The results as shown in Table 1 clearly indicate that the values of neuromuscular lag time constant T ₁ remain in repeated measurements practically unchanged, which confirms the premise that their value is independent of the training intensity and is characteristic for all pilots. All pilots, except for pilot no. 3, display decreased value in response time (transport delay) τ, which means that pilots are able to response to a changed situation faster. The ratio between regulating constants T ₂ and T ₃ determines adaptability to controlled dynamics. Changes were mostly recorded even in this case.

Table 1. Parameters of the identified transfer functions for pilots 1–6.

5 Conclusion

The aim of this paper was to verify the potentiality of using flight simulators and subsequent application of mathematical methods in order to carry out an objective assessment of pilot training experience in terms of intensity and status. Two sets of measurements focused on pilots’ response (reaction) to a visual stimulus with use of a stationary flight simulator were simultaneously performed at the University of Defence in Brno.
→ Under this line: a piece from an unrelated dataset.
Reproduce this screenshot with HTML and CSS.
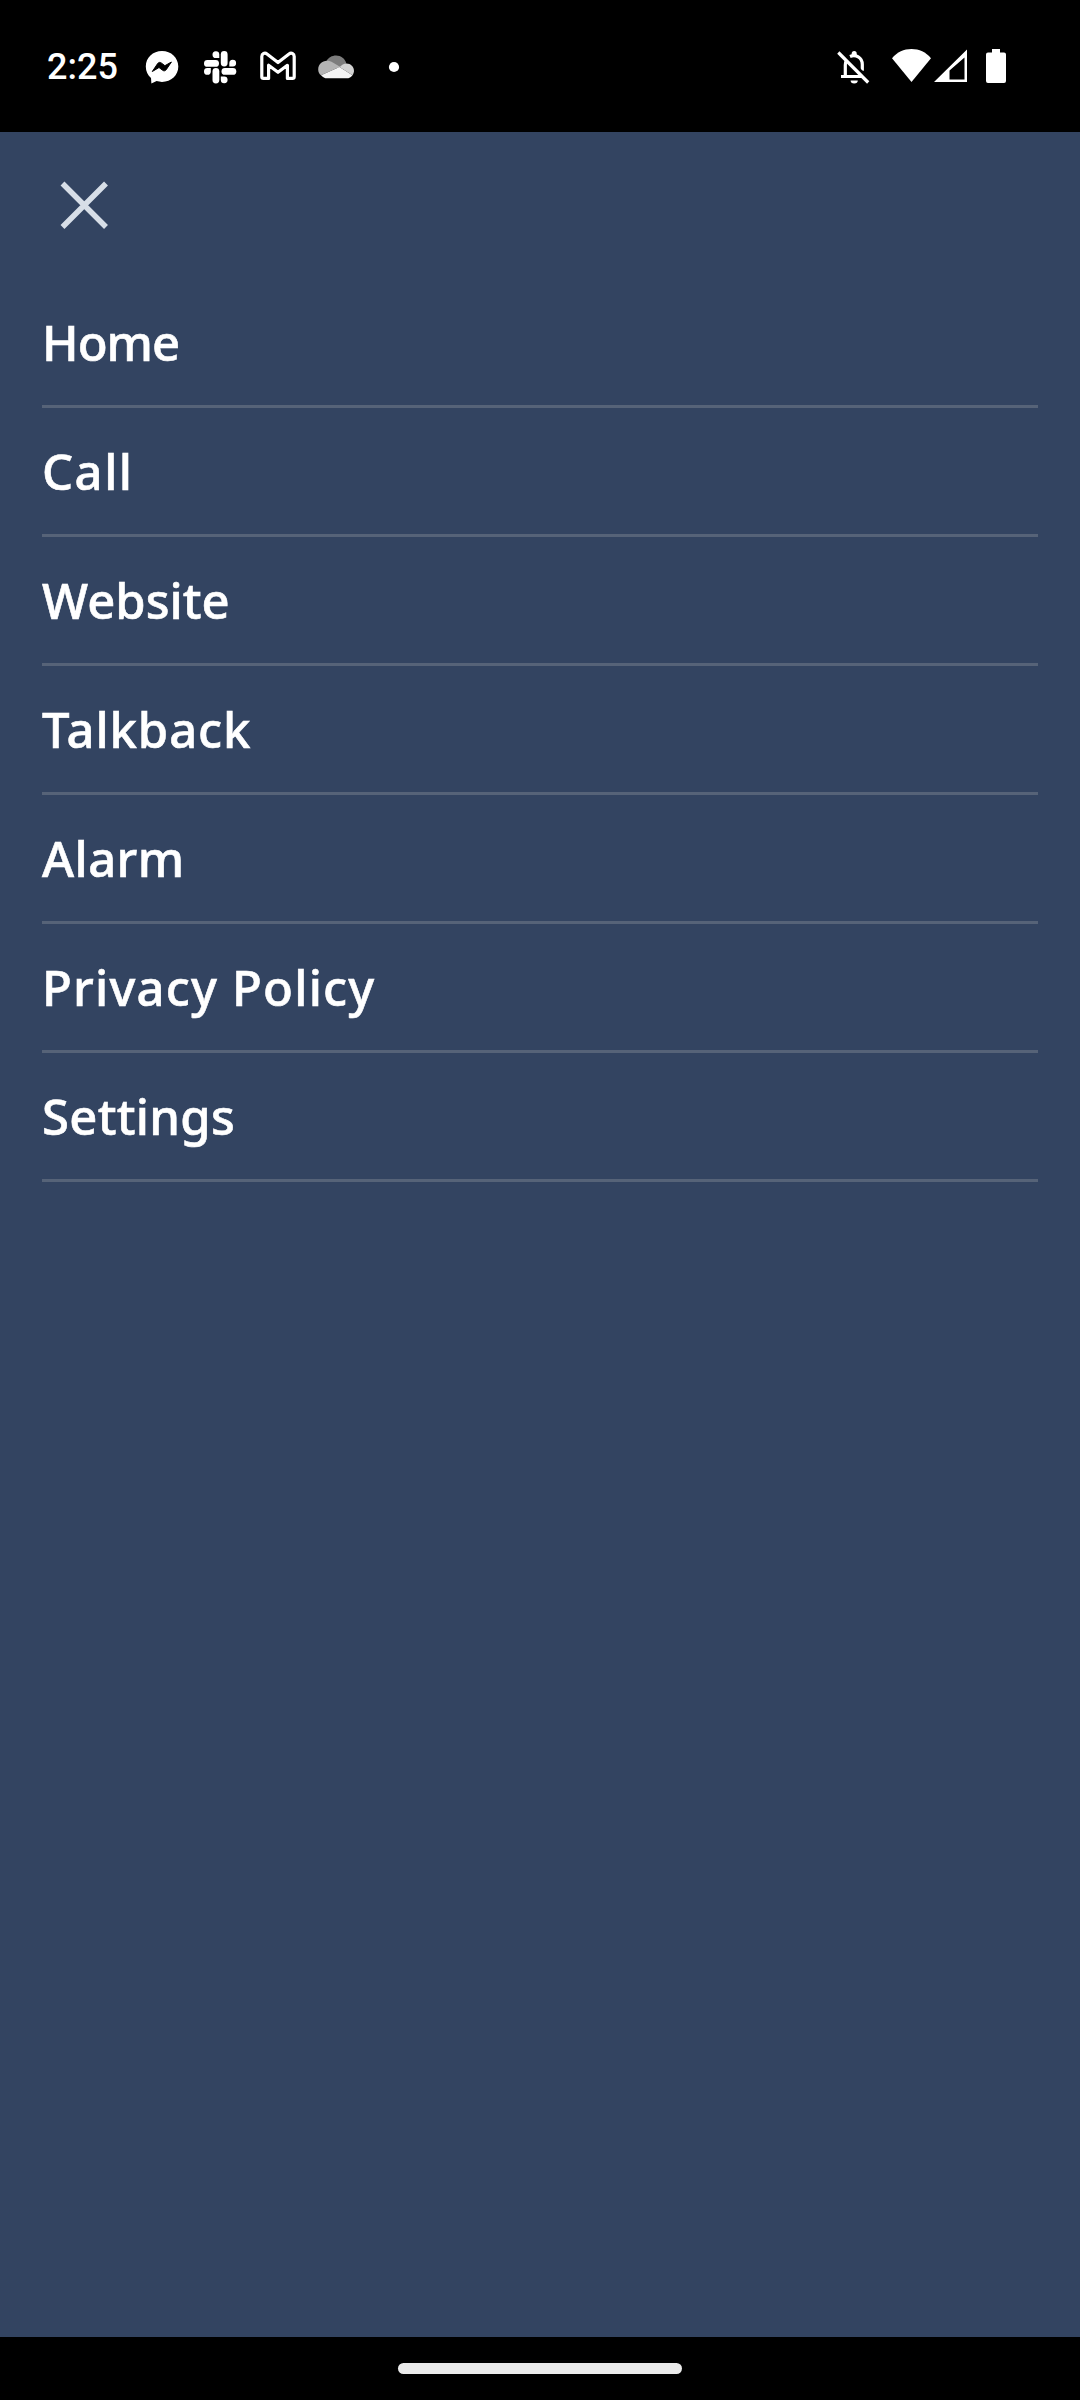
FILE: index.html
```html
<!DOCTYPE html>
<html lang="en">
<head>
    <meta charset="UTF-8">
    <meta name="viewport" content="width=device-width, initial-scale=1.0">
    <title>Menu</title>
    <link rel="stylesheet" href="styles.css">
</head>
<body>
    <header class="status-bar">
        <span class="time">2:25</span>
        <div class="notifications">
            <!-- messenger -->
            <svg width="36" height="36" viewBox="0 0 36 36">
                <path fill="#fff" d="M18 2C8.800 2 1.800 8.700 1.800 17.500c0 4.700 2 8.700 5.200 11.400l.4 5.600 5.200-2.400c1.700.5 3.500.8 5.400.8 9.200 0 16.300-6.700 16.300-15.400S27.200 2 18 2z"/>
                <path fill="#000" stroke="#000" stroke-linejoin="round" d="M8.300 22.500l5.400-8c.8-1.200 2.300-1.500 3.500-.6l3.700 2.800 6.500-3.700-5.200 7.700c-.8 1.200-2.300 1.500-3.500.6l-3.700-2.800z"/>
            </svg>
            <!-- slack -->
            <svg width="36" height="36" viewBox="0 0 36 36" fill="#fff">
                <rect x="2" y="11" width="15" height="6.800" rx="3.400"/>
                <rect x="18.800" y="2" width="6.800" height="15.500" rx="3.400"/>
                <rect x="19.500" y="19" width="14.800" height="6.800" rx="3.400"/>
                <rect x="10.500" y="19" width="6.800" height="15.500" rx="3.400"/>
                <path d="M17.300 9V5.400A3.400 3.400 0 1 0 13.900 9z"/>
                <path d="M27.300 17.600h3.600a3.400 3.400 0 1 0-3.600-3.400z"/>
                <path d="M18.800 27.500v3.600a3.400 3.400 0 1 0 3.400-3.600z"/>
                <path d="M8.800 19H5.400a3.400 3.400 0 1 0 3.400 3.400z"/>
            </svg>
            <!-- mail -->
            <svg width="36" height="36" viewBox="0 0 36 36">
                <path fill="none" stroke="#fff" stroke-width="3.200" stroke-linejoin="round" d="M1.800 7.500c0-3 3-4.300 5.200-2.600L18 13.500l11-8.600c2.200-1.700 5.200-.4 5.200 2.600v20.200c0 1-.7 1.700-1.700 1.700h-5.100V16.300L18 23.300l-9.400-7v13.100H3.500c-1 0-1.700-.7-1.700-1.700z"/>
            </svg>
            <!-- cloud -->
            <svg width="36" height="36" viewBox="0 0 36 36">
                <path fill="#7d7d7d" d="M8.500 12C10.300 8.500 14 6.400 18 6.400c5 0 9 3.200 10.400 8L20 19z"/>
                <path fill="#b4b4b4" d="M9 11.800c2.300 0 4 .6 5.800 1.700L22 17.700 3 26.300C1.200 24.700.2 22.700.2 20.400.2 15.500 4 11.800 9 11.800z"/>
                <path fill="#d2d2d2" d="M21.500 18c2-2 4.300-3.600 7-3.600 4.200 0 7.500 3.300 7.500 7.400 0 1.700-.6 3.100-1.500 4.500z"/>
                <path fill="#f4f4f4" d="M3 26.200l18.500-8.300 13 8.300c-1.300 2-3.400 3.100-6 3.100H9.300c-2.600 0-4.600-1-6.300-3.100z"/>
            </svg>
            <!-- more -->
            <svg width="36" height="36" viewBox="0 0 36 36">
                <circle cx="18" cy="18" r="5.100" fill="#fff"/>
            </svg>
        </div>
        <div class="system">
            <svg class="bell" width="36" height="36" viewBox="0 0 36 36">
                <path fill="#fff" d="M14.600 31.400h7.200a3.600 3 0 0 1-7.200 0z"/>
                <path fill="none" stroke="#fff" stroke-width="3.200" d="M5 27.500h22M9.300 27.500V16c0-1.700.4-3.300 1.200-4.700M14 7.500c5.500-2.500 12.300.8 12.300 8v6.300"/>
                <path fill="#fff" d="M15.700 7V4.600a2.500 2.500 0 0 1 5 0V7z"/>
                <path stroke="#000" stroke-width="2.500" d="M4.500 1.500l30 30"/>
                <path stroke="#fff" stroke-width="3.200" d="M2.300 3.500l29.900 30"/>
            </svg>
            <svg class="wifi" width="39" height="36" viewBox="0 0 39 36">
                <path fill="#fff" d="M0 9.200C5.200 3 11.800 0 19.500 0S33.800 3 39 9.200L19.500 33z"/>
            </svg>
            <svg class="signal" width="33" height="36" viewBox="0 0 33 36">
                <path fill="#fff" fill-rule="evenodd" d="M0 33L33 .5V33zM15.500 21.500V30.500H30.500V8.500z"/>
            </svg>
            <svg class="battery" width="20" height="36" viewBox="0 0 20 36">
                <path fill="#fff" d="M6 0h8v3.500h4a2 2 0 0 1 2 2V32a2 2 0 0 1-2 2H2a2 2 0 0 1-2-2V5.500a2 2 0 0 1 2-2h4z"/>
            </svg>
        </div>
    </header>

    <main class="menu">
        <button class="close" aria-label="Close">
            <svg width="48" height="48" viewBox="0 0 48 48">
                <path stroke="#d7dee7" stroke-width="5.500" d="M2.500 2.500l43.500 43.500M46 2.500l-43.500 43.500"/>
            </svg>
        </button>
        <nav class="links">
            <a class="link home">Home</a>
            <a class="link call">Call</a>
            <a class="link website">Website</a>
            <a class="link talkback">Talkback</a>
            <a class="link alarm">Alarm</a>
            <a class="link privacy">Privacy Policy</a>
            <a class="link settings">Settings</a>
        </nav>
    </main>

    <footer class="nav-bar">
        <div class="handle"></div>
    </footer>
</body>
</html>
```
FILE: styles.css
```css
* {
    box-sizing: border-box;
}
body {
    margin: 0;
    height: 2400px;
    display: flex;
    flex-direction: column;
    background-color: #000;
    color: #fff;
    font-family: 'Noto Sans', sans-serif;
}
svg {
    display: block;
}
.status-bar {
    height: 132px;
    padding: 2px 74px 0 47px;
    display: flex;
    align-items: center;
}
.time {
    width: 97px;
    font-family: Roboto, sans-serif;
    font-size: 36px;
    font-weight: 500;
    line-height: 36px;
}
.notifications {
    display: flex;
    gap: 22px;
}
.system {
    display: flex;
    margin-left: auto;
}
.bell {
    margin-right: 20px;
}
.wifi {
    margin-right: 3px;
}
.signal {
    margin-right: 19px;
}
.menu {
    flex: 1;
    padding: 49px 42px 0;
    background-color: #334461;
}
.close {
    display: block;
    margin: 0 0 50px 18px;
    padding: 0;
    border: none;
    background: none;
    cursor: pointer;
}
.links {
    display: flex;
    flex-direction: column;
}
.link {
    height: 129px;
    padding-top: 30px;
    border-bottom: 3px solid #566378;
    font-size: 49px;
    font-weight: 500;
    line-height: 66px;
    white-space: nowrap;
    -webkit-text-stroke: 0.6px #fff;
}
.home {
    letter-spacing: -1px;
}
.call {
    letter-spacing: 1.5px;
}
.talkback {
    letter-spacing: 0.9px;
}
.alarm {
    letter-spacing: 0.4px;
}
.privacy {
    letter-spacing: 1.2px;
}
.settings {
    letter-spacing: 0.3px;
}
.nav-bar {
    height: 63px;
    padding-top: 26px;
}
.handle {
    width: 284px;
    height: 11px;
    margin: 0 auto;
    border-radius: 6px;
    background-color: #ebebeb;
}
```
Both measurements were always running under identical conditions, i.e. with pilots who had flown around 60–80 h in real airplane before the first measurement. Another measurement took place after six months when pilots completed another training phase and their recorded number of flying hours increased approximately by 20 h.

Based on the measured data the authors made mathematical analyses needed to generate models of pilot behavior. On the grounds of these models authors were then able to create the so-called average pilot behavior model. Having compared the average pilot behavior model for individual measurements (before and after training), the authors, in most cases, registered a change, which specifically means that pilots’ transport delay and the ratio between regulating constants, featuring the pilots’ adaptability to controlled dynamics, changed too. The achieved results outline a potentiality of a further development in this field in the future. Hence more sets of measurement are needed to be performed in a foreseeable time horizon to verify the applied methodology.